Further Optimized Scheduling of Micro Grids via Dispatching Virtual Electricity Storage Offered by Deferrable Power-Driven Demands

Deferrable power-driven demands such as water and thermal ones possess a capability of energy storage which can be exploited to further optimize electric systems. This paper proposes a new optimized scheduling framework for electric grids by simultaneously exploiting the high-inertia thermal dynamics and lossless water storage. Unlike previous ideas in the literature, both water and thermal demands are managed to realize the long-term and short-term load-shifting strategies, respectively. First, distributed water/thermal loads are aggregated where the virtual storage can be represented by battery models. Then, a further optimized scheduling framework is proposed with a mixed-integer nonlinear programing problem. Comparative studies show that the water storage offers outstanding flexibility for electric system via pumps scheduling, especially for the electric load-shifting strategy in a long time-horizon thanks to the lossless water-storage process.

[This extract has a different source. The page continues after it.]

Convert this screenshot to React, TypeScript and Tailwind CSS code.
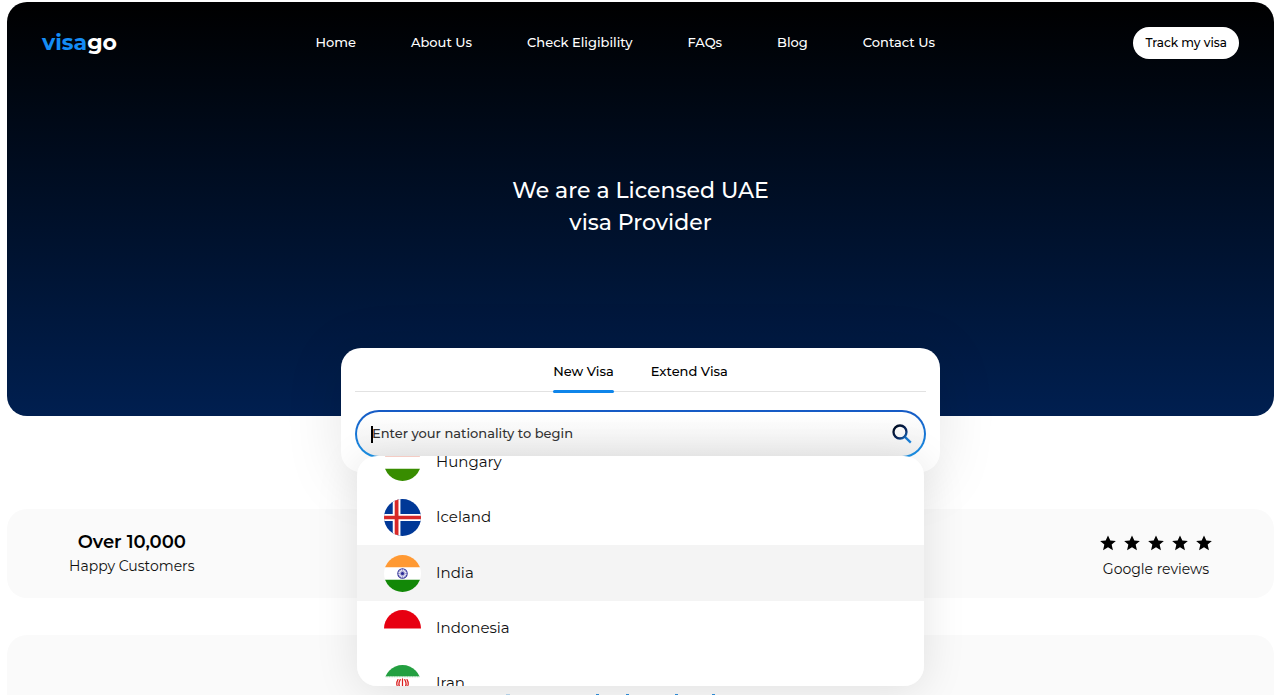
import { useLayoutEffect, useRef, useState } from "react";
import type { ReactNode } from "react";

const navItems = ["Home", "About Us", "Check Eligibility", "FAQs", "Blog", "Contact Us"];

function Flag({ id, children }: { id: string; children: ReactNode }) {
  return (
    <svg viewBox="0 0 36 36" className="size-[37px] shrink-0" aria-hidden="true">
      <clipPath id={id}>
        <circle cx="18" cy="18" r="18" />
      </clipPath>
      <g clipPath={`url(#${id})`}>{children}</g>
    </svg>
  );
}

const spokes = Array.from({ length: 12 }, (_, i) => i * 30);

const countries: { name: string; flag: ReactNode }[] = [
  {
    name: "Hungary",
    flag: (
      <>
        <path fill="#fff" d="M0 0h36v36H0z" />
        <path fill="#d43516" d="M0 0h36v12H0z" />
        <path fill="#388d00" d="M0 24h36v12H0z" />
      </>
    ),
  },
  {
    name: "Iceland",
    flag: (
      <>
        <path fill="#003897" d="M0 0h36v36H0z" />
        <path fill="#fff" d="M8.5 0h7.5v36H8.5zM0 14.5h36v7H0z" />
        <path fill="#d72828" d="M10.4 0h3.7v36h-3.7zM0 16.2h36v3.6H0z" />
      </>
    ),
  },
  {
    name: "India",
    flag: (
      <>
        <path fill="#fff" d="M0 0h36v36H0z" />
        <path fill="#ff9933" d="M0 0h36v12H0z" />
        <path fill="#128807" d="M0 24h36v12H0z" />
        <circle cx="18" cy="18" r="4.6" fill="none" stroke="#2f2f98" strokeWidth="1" />
        <circle cx="18" cy="18" r="1.5" fill="#2f2f98" />
        {spokes.map((a) => (
          <path key={a} d="M18 18v-4.4" stroke="#2f2f98" strokeWidth="0.4" transform={`rotate(${a} 18 18)`} />
        ))}
      </>
    ),
  },
  {
    name: "Indonesia",
    flag: (
      <>
        <path fill="#fff" d="M0 0h36v36H0z" />
        <path fill="#e70011" d="M0 0h36v18H0z" />
      </>
    ),
  },
  {
    name: "Iran",
    flag: (
      <>
        <path fill="#fff" d="M0 0h36v36H0z" />
        <path fill="#239f40" d="M0 0h36v11H0z" />
        <path stroke="#8fcd9e" strokeWidth="1.2" strokeDasharray="1 0.6" d="M0 11.4h36" />
        <path fill="#da0000" d="M0 25h36v11H0z" />
        <g fill="none" stroke="#da2020" strokeWidth="1.2" strokeLinecap="round">
          <path d="M18 13.5v10M15.8 14.2c-1.8 3-1.6 6.5.8 8.8M20.2 14.2c1.8 3 1.6 6.5-.8 8.8M13.6 14.2c-2 3-1.6 6.8 1.4 9M22.4 14.2c2 3 1.6 6.8-1.4 9" />
        </g>
      </>
    ),
  },
];

function SearchIcon() {
  return (
    <svg viewBox="0 0 20 20" className="size-5" fill="none" strokeWidth="2.3" aria-hidden="true">
      <defs>
        <linearGradient id="glass" gradientUnits="userSpaceOnUse" x1="2" y1="2" x2="19" y2="19">
          <stop offset="0" stopColor="#000a1c" />
          <stop offset="0.5" stopColor="#0b2c66" />
          <stop offset="0.7" stopColor="#1773c9" />
          <stop offset="1" stopColor="#1b86e0" />
        </linearGradient>
      </defs>
      <circle cx="8" cy="8" r="6.5" stroke="url(#glass)" />
      <path d="M12.4 12.4l6.4 6.2" stroke="url(#glass)" />
    </svg>
  );
}

function Star() {
  return (
    <svg viewBox="0 0 24 24" className="size-4" aria-hidden="true">
      <path d="M12 .6l3.5 7.6 8.3.8-6.3 5.4 1.9 8.4L12 18.5l-7.4 4.3 1.9-8.4L.2 9l8.3-.8z" />
    </svg>
  );
}

function Tab({ label, active, onSelect }: { label: string; active: boolean; onSelect: () => void }) {
  return (
    <button
      type="button"
      role="tab"
      aria-selected={active}
      onClick={onSelect}
      className="relative -mb-px h-[44px] pt-1 text-[13px] font-medium"
    >
      {label}
      {active && <span className="absolute inset-x-0 -bottom-px h-[3px] rounded-full bg-[#0f85ea]" />}
    </button>
  );
}

function CountryList() {
  const list = useRef<HTMLUListElement>(null);
  useLayoutEffect(() => {
    if (list.current) list.current.scrollTop = 21;
  }, []);
  return (
    <ul
      ref={list}
      id="countries"
      role="listbox"
      aria-label="Nationality"
      className="absolute inset-x-4 top-[108px] z-10 h-[230px] overflow-y-auto rounded-[20px] bg-white shadow-[0_4px_44px_rgba(0,0,0,0.11)] [scrollbar-width:none]"
    >
      {countries.map((c) => (
        <li
          key={c.name}
          role="option"
          aria-selected={c.name === "India"}
          className="flex h-[55px] items-center gap-[15px] px-[27px] text-[15px] text-[#111] aria-selected:h-[56px] aria-selected:bg-[#f4f4f4]"
        >
          <Flag id={`flag-${c.name}`}>{c.flag}</Flag>
          {c.name}
        </li>
      ))}
    </ul>
  );
}

export default function App() {
  const [tab, setTab] = useState("New Visa");
  return (
    <div className="flex min-h-screen flex-col bg-white pr-[6px] pl-[7px] pt-[2px] font-[Montserrat,Inter,sans-serif] text-black">
      <header className="rounded-[20px] bg-linear-to-b/srgb from-black to-[#001f50] pb-[177px] text-white">
        <div className="flex items-center justify-between px-[35px] pt-[25px]">
          <a href="#" className="text-[22px] leading-[30px] font-bold">
            <span className="text-[#148cf5]">visa</span>go
          </a>
          <nav className="flex gap-[55px] text-[13px] font-medium">
            {navItems.map((n) => (
              <a key={n} href="#">
                {n}
              </a>
            ))}
          </nav>
          <button type="button" className="h-8 rounded-full bg-white px-3 text-[12px] font-medium text-black">
            Track my visa
          </button>
        </div>
        <h1 className="mt-[116px] text-center text-[22px] leading-8 font-medium">
          We are a Licensed UAE
          <br />
          visa Provider
        </h1>
      </header>

      <section className="relative mx-auto -mt-[68px] w-full max-w-[599px] rounded-[20px] bg-white px-[14px] pb-[14px] shadow-[0_8px_60px_rgba(0,0,0,0.1)]">
        <div role="tablist" className="flex justify-center gap-[37px] border-b border-[#e2e2e2]">
          {["New Visa", "Extend Visa"].map((t) => (
            <Tab key={t} label={t} active={t === tab} onSelect={() => setTab(t)} />
          ))}
        </div>
        <div className="mt-[18px] rounded-full bg-linear-to-b/srgb from-[#1559c4] to-[#1b93e6] p-[2px]">
          <div className="relative flex h-[44px] items-center rounded-full bg-linear-to-b/srgb from-white to-[#f0f0f0] pr-3 pl-[15px]">
            <span className="absolute left-[14px] h-[17px] w-[2px] bg-black" />
            <input
              type="text"
              aria-label="Nationality"
              aria-controls="countries"
              placeholder="Enter your nationality to begin"
              className="min-w-0 flex-1 bg-transparent text-[13px] font-medium caret-transparent outline-none placeholder:text-[#333]"
            />
            <button type="button" aria-label="Search">
              <SearchIcon />
            </button>
          </div>
        </div>
        <CountryList />
      </section>

      <section className="mt-[37px] flex h-[89px] items-center justify-between rounded-[20px] bg-[#fafafa] px-[62px] text-center">
        <div className="pt-px">
          <p className="text-[18px] leading-6 font-semibold">Over 10,000</p>
          <p className="text-[14px] leading-6 text-[#111]">Happy Customers</p>
        </div>
        <div className="pt-2">
          <div className="flex justify-center gap-2" role="img" aria-label="5 stars">
            {[1, 2, 3, 4, 5].map((n) => (
              <Star key={n} />
            ))}
          </div>
          <p className="mt-[6px] text-[14px] leading-6 text-[#111]">Google reviews</p>
        </div>
      </section>

      <section className="mt-[37px] flex flex-1 flex-col items-center justify-end rounded-t-[20px] bg-[#fafafa]">
        <svg viewBox="0 0 280 2" className="h-[2px] w-[280px]" fill="#2f8fdc" aria-hidden="true">
          <path d="M95 1h3v1h-3zM125 1h3v1h-3zM174 1h3v1h-3zM211 1h3v1h-3z" />
          <path d="M5 1h4v1H5z" opacity="0.3" />
        </svg>
      </section>
    </div>
  );
}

Meanwhile, the thermal storage can directly support short-term electric load-shifting to avoid price spikes of electricity. Numerical results show that the proposed method can reduce the total cost of micro-grids by maximizing the usage of renewable energy sources, avoiding price spikes, and reducing dependence on high-cost centralized energy-storage facilities provided that the critical water-energy demands are preserved.